#### Excerpted records

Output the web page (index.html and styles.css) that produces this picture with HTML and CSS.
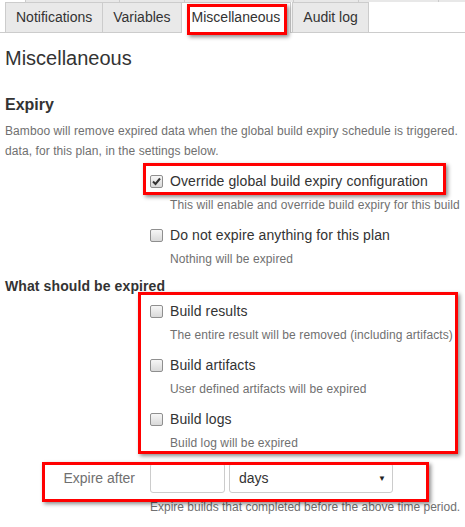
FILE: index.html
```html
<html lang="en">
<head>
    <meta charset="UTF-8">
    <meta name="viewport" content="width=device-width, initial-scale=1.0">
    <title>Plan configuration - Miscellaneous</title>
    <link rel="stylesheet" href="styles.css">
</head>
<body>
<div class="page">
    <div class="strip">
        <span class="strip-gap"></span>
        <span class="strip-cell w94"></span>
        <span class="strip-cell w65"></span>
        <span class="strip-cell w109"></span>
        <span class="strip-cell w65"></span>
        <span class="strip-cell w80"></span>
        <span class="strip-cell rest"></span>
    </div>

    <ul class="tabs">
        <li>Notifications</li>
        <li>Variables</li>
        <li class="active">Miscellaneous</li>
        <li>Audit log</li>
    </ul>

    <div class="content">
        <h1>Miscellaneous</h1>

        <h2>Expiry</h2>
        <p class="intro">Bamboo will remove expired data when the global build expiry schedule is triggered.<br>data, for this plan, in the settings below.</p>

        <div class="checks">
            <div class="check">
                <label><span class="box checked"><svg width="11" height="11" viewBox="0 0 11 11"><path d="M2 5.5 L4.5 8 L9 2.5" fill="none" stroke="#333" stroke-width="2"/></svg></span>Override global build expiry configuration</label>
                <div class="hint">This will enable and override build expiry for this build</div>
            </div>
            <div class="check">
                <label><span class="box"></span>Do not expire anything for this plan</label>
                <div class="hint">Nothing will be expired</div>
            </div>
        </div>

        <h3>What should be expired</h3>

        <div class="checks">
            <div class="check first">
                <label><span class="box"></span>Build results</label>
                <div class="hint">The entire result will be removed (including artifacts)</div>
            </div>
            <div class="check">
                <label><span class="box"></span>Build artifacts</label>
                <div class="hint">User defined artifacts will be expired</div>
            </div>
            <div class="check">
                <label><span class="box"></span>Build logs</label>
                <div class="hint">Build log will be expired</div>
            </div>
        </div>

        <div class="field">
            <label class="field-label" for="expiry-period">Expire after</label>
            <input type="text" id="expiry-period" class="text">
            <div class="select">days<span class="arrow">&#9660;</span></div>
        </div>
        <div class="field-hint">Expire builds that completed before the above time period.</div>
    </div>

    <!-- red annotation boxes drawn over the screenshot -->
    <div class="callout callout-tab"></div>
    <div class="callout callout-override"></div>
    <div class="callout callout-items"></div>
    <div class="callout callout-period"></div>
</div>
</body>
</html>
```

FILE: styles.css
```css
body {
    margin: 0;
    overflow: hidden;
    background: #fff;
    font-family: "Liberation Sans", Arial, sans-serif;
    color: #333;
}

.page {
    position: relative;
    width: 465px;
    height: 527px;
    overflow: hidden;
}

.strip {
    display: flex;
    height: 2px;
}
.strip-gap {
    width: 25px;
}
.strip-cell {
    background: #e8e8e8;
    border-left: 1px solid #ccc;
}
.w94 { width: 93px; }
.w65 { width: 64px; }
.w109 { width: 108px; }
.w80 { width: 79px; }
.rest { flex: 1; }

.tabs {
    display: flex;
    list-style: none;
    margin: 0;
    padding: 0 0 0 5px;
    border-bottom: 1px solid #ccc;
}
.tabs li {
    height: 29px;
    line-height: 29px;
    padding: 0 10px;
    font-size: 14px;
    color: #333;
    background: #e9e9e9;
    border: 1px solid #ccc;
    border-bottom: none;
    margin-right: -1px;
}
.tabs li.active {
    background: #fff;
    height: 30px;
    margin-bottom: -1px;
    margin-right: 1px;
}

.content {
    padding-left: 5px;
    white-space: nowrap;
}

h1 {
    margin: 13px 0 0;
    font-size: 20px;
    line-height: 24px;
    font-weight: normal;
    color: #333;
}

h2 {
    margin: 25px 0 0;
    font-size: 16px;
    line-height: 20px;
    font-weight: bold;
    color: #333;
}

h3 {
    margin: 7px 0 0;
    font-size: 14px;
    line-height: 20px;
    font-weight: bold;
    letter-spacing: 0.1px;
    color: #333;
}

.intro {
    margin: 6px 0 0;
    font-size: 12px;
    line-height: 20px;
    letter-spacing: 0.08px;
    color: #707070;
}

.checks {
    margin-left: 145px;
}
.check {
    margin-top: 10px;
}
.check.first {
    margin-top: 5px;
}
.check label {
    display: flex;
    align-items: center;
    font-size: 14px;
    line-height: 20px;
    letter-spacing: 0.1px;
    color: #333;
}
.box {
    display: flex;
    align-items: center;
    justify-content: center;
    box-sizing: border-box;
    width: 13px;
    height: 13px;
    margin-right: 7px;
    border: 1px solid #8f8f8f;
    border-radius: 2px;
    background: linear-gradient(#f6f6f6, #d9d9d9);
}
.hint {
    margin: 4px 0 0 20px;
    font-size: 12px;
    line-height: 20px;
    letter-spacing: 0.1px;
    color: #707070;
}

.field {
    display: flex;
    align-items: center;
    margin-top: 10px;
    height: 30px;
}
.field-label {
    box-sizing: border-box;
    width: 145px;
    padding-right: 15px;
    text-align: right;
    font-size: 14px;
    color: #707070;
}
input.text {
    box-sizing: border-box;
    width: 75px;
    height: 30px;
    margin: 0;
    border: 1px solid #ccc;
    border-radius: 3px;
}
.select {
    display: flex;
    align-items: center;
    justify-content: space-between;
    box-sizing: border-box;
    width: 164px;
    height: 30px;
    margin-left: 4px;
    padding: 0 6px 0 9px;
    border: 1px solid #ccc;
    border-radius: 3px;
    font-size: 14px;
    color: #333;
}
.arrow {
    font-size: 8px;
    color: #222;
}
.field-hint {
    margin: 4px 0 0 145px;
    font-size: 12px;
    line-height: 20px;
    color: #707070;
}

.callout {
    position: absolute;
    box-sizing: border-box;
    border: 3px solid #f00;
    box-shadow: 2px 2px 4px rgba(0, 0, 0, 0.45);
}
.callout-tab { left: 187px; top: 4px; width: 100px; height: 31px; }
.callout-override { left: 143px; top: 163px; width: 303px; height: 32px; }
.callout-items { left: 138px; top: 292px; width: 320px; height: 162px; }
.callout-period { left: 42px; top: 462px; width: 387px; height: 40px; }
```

########
#### Excerpted records

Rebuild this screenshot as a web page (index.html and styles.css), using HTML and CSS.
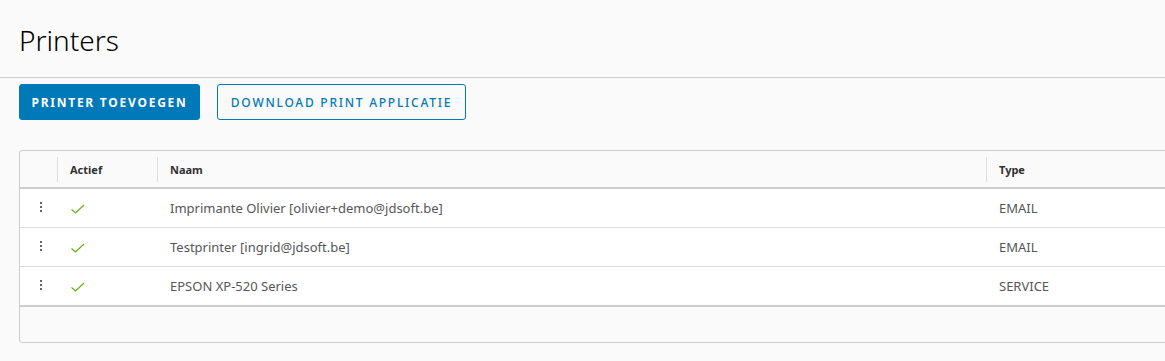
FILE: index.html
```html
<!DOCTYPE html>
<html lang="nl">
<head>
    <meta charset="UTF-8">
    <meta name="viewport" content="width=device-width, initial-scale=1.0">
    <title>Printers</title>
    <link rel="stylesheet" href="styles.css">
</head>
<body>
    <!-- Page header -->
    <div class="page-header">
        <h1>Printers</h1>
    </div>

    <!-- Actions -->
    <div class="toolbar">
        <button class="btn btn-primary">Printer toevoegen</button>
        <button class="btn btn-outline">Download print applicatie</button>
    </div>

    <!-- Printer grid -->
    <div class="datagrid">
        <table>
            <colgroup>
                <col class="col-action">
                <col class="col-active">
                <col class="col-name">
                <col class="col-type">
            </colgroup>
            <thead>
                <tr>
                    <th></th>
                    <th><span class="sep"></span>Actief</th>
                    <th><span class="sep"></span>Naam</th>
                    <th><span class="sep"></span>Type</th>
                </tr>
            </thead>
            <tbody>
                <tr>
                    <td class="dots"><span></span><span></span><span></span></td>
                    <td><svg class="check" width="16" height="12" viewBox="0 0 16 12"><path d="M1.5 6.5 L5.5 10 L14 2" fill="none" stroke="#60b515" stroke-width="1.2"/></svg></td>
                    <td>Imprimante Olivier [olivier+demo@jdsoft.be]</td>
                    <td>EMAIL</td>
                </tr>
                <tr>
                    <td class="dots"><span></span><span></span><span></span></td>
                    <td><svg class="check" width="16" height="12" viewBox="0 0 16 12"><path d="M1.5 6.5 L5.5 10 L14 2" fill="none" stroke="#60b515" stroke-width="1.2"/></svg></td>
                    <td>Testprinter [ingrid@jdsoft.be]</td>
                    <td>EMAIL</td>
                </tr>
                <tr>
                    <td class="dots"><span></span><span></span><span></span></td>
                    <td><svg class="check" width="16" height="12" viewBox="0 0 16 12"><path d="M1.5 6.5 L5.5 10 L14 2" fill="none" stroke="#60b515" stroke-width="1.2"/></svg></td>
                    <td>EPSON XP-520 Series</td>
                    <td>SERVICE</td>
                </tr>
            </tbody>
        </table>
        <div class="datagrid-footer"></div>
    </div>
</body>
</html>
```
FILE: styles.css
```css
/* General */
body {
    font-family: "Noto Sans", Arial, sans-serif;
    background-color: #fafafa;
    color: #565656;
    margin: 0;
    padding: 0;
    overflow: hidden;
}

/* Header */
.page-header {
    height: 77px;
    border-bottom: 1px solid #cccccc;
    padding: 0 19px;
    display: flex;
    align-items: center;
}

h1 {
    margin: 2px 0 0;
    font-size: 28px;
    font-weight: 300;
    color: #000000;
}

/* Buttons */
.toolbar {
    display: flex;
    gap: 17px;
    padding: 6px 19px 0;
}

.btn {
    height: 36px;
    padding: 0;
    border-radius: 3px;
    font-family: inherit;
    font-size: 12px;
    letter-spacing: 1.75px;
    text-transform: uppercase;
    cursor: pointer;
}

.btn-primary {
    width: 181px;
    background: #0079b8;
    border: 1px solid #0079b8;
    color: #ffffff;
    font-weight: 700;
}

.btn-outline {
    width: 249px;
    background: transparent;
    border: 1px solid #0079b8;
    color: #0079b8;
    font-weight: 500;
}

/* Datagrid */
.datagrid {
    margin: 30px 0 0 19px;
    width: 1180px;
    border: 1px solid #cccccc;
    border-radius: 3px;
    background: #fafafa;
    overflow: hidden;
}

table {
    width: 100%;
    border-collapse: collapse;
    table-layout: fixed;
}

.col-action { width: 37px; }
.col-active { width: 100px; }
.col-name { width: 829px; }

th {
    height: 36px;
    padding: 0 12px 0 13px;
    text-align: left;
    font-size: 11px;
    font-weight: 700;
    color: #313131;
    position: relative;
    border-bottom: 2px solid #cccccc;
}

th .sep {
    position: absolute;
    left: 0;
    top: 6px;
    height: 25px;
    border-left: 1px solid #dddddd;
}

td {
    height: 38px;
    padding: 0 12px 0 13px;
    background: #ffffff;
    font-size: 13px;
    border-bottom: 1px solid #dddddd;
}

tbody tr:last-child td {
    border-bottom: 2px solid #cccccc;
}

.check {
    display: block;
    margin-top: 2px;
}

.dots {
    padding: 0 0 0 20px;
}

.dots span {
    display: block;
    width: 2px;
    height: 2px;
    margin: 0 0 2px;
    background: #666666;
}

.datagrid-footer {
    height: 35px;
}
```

########
#### Excerpted records

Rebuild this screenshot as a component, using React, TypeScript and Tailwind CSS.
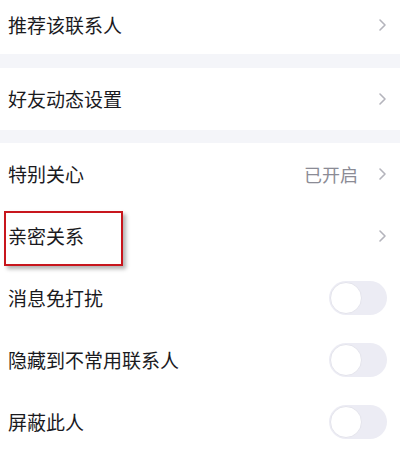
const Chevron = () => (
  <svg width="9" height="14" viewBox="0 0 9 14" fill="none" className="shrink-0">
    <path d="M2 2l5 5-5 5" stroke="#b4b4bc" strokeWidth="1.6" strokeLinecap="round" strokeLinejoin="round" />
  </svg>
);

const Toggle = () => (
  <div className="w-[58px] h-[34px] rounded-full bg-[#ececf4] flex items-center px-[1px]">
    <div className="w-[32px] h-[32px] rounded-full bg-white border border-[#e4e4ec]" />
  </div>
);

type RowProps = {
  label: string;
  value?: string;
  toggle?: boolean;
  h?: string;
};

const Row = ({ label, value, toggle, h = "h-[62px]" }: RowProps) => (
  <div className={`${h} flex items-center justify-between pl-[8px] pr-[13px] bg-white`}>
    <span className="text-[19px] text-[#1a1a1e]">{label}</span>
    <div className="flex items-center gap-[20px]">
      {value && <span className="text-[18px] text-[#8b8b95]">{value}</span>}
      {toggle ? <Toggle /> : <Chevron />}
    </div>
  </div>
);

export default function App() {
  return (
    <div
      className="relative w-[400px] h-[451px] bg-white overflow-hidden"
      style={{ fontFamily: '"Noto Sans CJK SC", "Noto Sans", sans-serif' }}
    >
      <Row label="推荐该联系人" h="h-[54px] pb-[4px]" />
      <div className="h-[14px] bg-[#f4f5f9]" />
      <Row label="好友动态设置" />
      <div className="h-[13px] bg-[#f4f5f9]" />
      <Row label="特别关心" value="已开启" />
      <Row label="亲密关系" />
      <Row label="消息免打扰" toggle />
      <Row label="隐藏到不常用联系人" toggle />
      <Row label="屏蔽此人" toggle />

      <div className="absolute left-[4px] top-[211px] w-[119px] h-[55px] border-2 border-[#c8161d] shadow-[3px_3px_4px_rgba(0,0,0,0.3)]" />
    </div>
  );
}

########

[Task instructions]:
Only the number is needed: state how many lines in the listing contain "that".

[In response]:
2